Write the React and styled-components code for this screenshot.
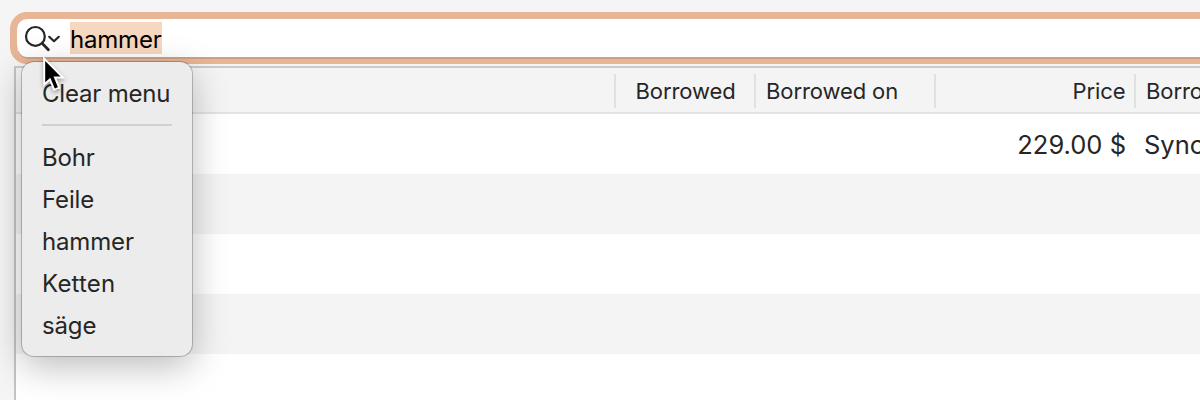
import React from 'react';
import styled, { createGlobalStyle } from 'styled-components';

const recentSearches = ['Bohr', 'Feile', 'hammer', 'Ketten', 'säge'];

export default function App() {
  return (
    <Page>
      <GlobalStyle />
      <SearchField>
        <SearchIcon viewBox='0 0 38 30'>
          <circle cx='11.4' cy='11.4' r='9.4' />
          <path d='M18.2 18.4L24.4 24.8' strokeWidth='2.8' />
          <path d='M25.2 11.8L30 16.2L34.8 11.8' />
        </SearchIcon>
        <Query>hammer</Query>
      </SearchField>
      <Table>
        <HeaderRow>
          <HeaderCell width='600px' />
          <HeaderCell width='140px' indent='19.5px'>
            Borrowed
          </HeaderCell>
          <HeaderCell width='180px' indent='10px'>
            Borrowed on
          </HeaderCell>
          <HeaderCell width='200px' align='right'>
            Price
          </HeaderCell>
          <HeaderCell width='260px' indent='10px'>
            Borrower
          </HeaderCell>
        </HeaderRow>
        <Row>
          <Cell width='920px' />
          <Cell width='200px' align='right'>
            229.00 $
          </Cell>
          <Cell width='260px' indent='8px'>
            Sync
          </Cell>
        </Row>
        <Row />
        <Row />
        <Row />
        <Row />
      </Table>
      <Menu>
        <MenuItem spacing='-0.2px'>Clear menu</MenuItem>
        <Divider />
        {recentSearches.map((term) => (
          <MenuItem key={term} spacing={term === 'Ketten' ? '0.2px' : '-0.15px'}>
            {term}
          </MenuItem>
        ))}
      </Menu>
      <Pointer viewBox='0 0 30 48'>
        <path d='M4.2 4.6V30.4L9.9 25.4L14.2 35.8L19.2 33.7L15 23.6H23Z' />
      </Pointer>
    </Page>
  );
}

const GlobalStyle = createGlobalStyle`
  * {
    box-sizing: border-box;
  }
  body {
    margin: 0;
    overflow: hidden;
  }
`;
const Page = styled.main`
  position: relative;
  display: flex;
  flex-direction: column;
  width: 1200px;
  height: 400px;
  padding-top: 12px;
  overflow: hidden;
  background-color: #f5f5f5;
  color: #262626;
  font-family: Inter, 'Liberation Sans', sans-serif;
`;
const SearchField = styled.div`
  display: flex;
  align-items: center;
  flex-shrink: 0;
  width: 1220px;
  height: 52px;
  margin-left: 10px;
  padding: 0 0 2px 7px;
  border: 7px solid #e8b596;
  border-bottom-width: 5px;
  border-radius: 17px;
  background-color: white;
  box-shadow: inset 0 -2px 0 #cfa184;
`;
const SearchIcon = styled.svg`
  flex-shrink: 0;
  width: 38px;
  height: 30px;
  margin-top: 3px;
  fill: none;
  stroke: #262626;
  stroke-width: 2.2;
  stroke-linecap: round;
  stroke-linejoin: round;
`;
const Query = styled.span`
  height: 32px;
  margin-left: 8px;
  background-color: #f6d7bf;
  color: black;
  font-size: 24px;
  line-height: 35px;
  letter-spacing: -0.2px;
`;
const Table = styled.section`
  flex-shrink: 0;
  width: 1400px;
  height: 360px;
  margin: 2px 0 0 14px;
  border-top: 2px solid #cacaca;
  border-left: 2px solid #c4c4c4;
  background-color: white;
`;
const HeaderRow = styled.div`
  display: flex;
  align-items: flex-end;
  height: 46px;
  padding-bottom: 4px;
  border-bottom: 2px solid #e3e3e3;
  background-color: #f4f4f4;
`;
const HeaderCell = styled.div`
  flex-shrink: 0;
  width: ${({ width }) => width};
  height: 34px;
  padding-left: ${({ indent }) => indent || 0};
  padding-right: 8.5px;
  border-right: 2px solid #e1e1e1;
  font-size: 22px;
  line-height: 34px;
  letter-spacing: -0.1px;
  text-align: ${({ align }) => align || 'left'};
  white-space: nowrap;
`;
const Row = styled.div`
  display: flex;
  align-items: center;
  height: 60px;
  &:nth-child(odd) {
    background-color: #f4f4f4;
  }
`;
const Cell = styled.div`
  flex-shrink: 0;
  width: ${({ width }) => width};
  padding-top: 2px;
  padding-left: ${({ indent }) => indent || 0};
  padding-right: 10px;
  font-size: 25.5px;
  line-height: 58px;
  text-align: ${({ align }) => align || 'left'};
`;
const Menu = styled.div`
  position: absolute;
  top: 62px;
  left: 22px;
  width: 170px;
  height: 294px;
  padding: 11px 20px;
  border-radius: 12px;
  background-color: #ececec;
  box-shadow: 0 0 0 1px rgba(0, 0, 0, 0.22), 0 10px 36px rgba(0, 0, 0, 0.27);
`;
const MenuItem = styled.div`
  height: 42px;
  font-size: 24px;
  line-height: 42px;
  letter-spacing: ${({ spacing }) => spacing};
  white-space: nowrap;
`;
const Divider = styled.div`
  height: 2px;
  margin: 9px 0 11px;
  background-color: #d0d0d0;
`;
const Pointer = styled.svg`
  position: absolute;
  top: 54px;
  left: 40px;
  width: 30px;
  height: 48px;
  fill: black;
  stroke: white;
  stroke-width: 2;
  filter: drop-shadow(0 2px 2px rgba(0, 0, 0, 0.35));
`;
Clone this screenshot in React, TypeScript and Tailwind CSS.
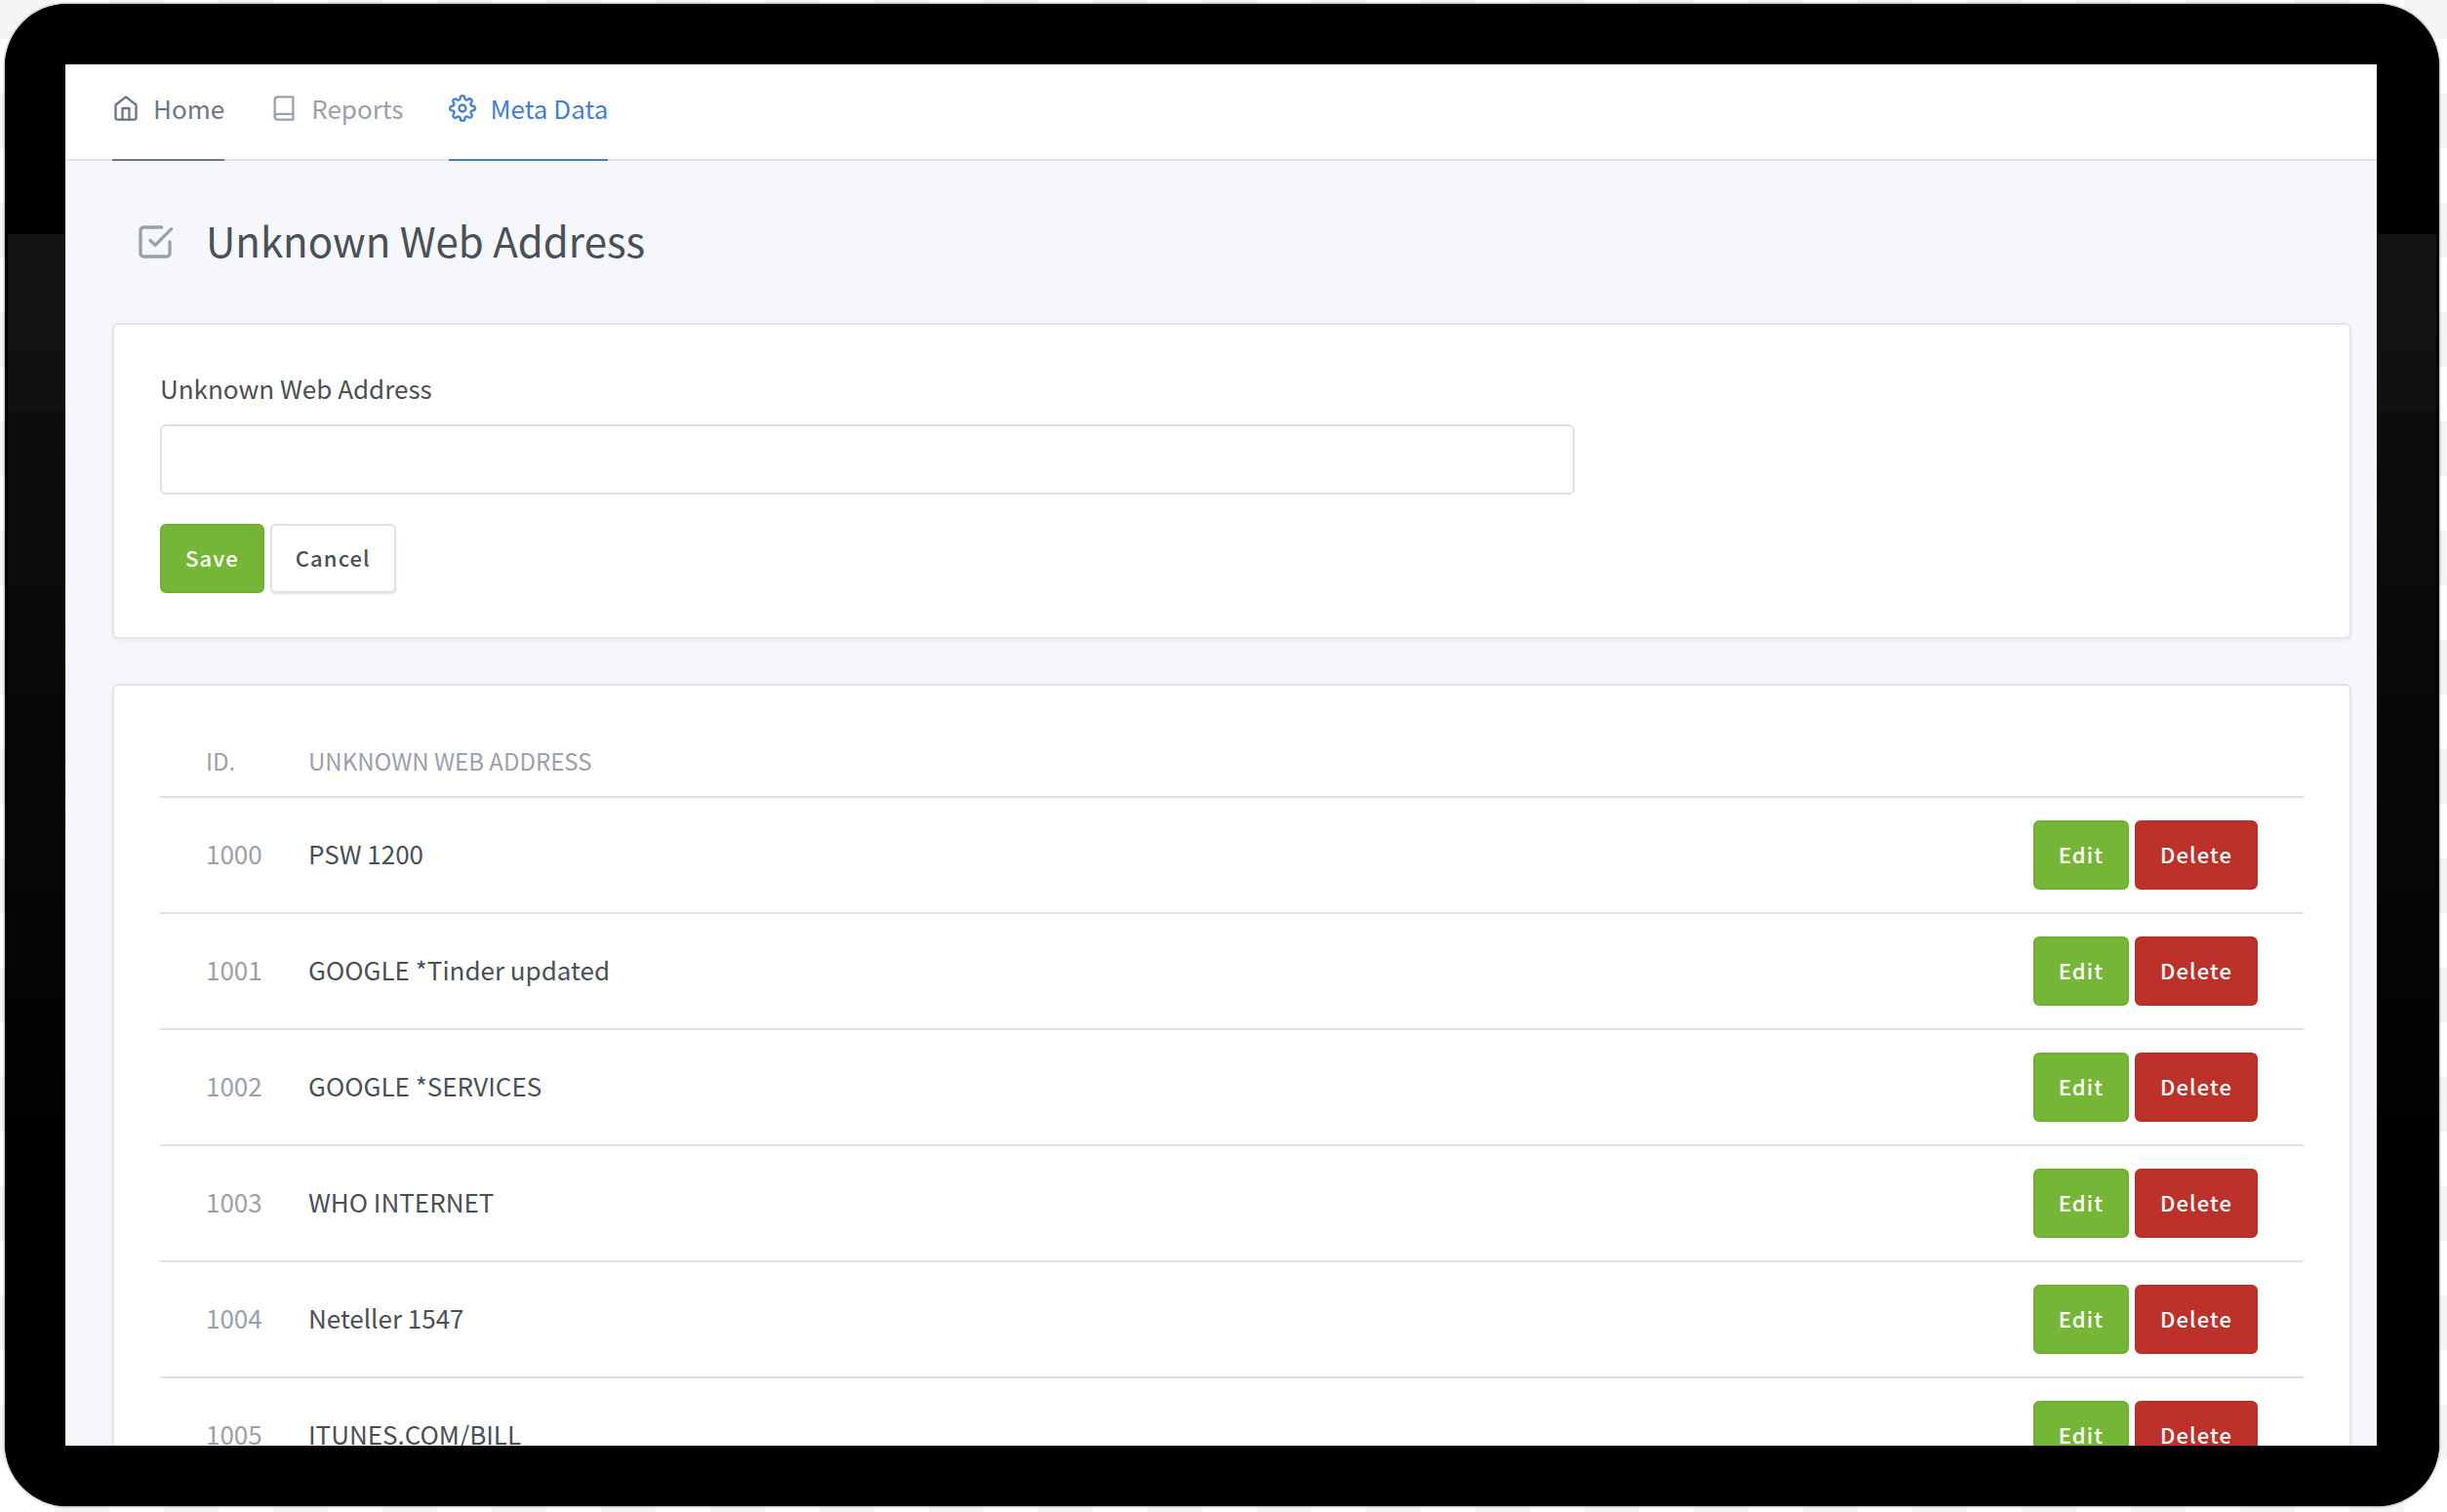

THE EXERCISE -> Copy every line of the records above that holds the word "this".

REPLY TO THE EXERCISE ->
Write the React and styled-components code for this screenshot.
Clone this screenshot in React, TypeScript and Tailwind CSS.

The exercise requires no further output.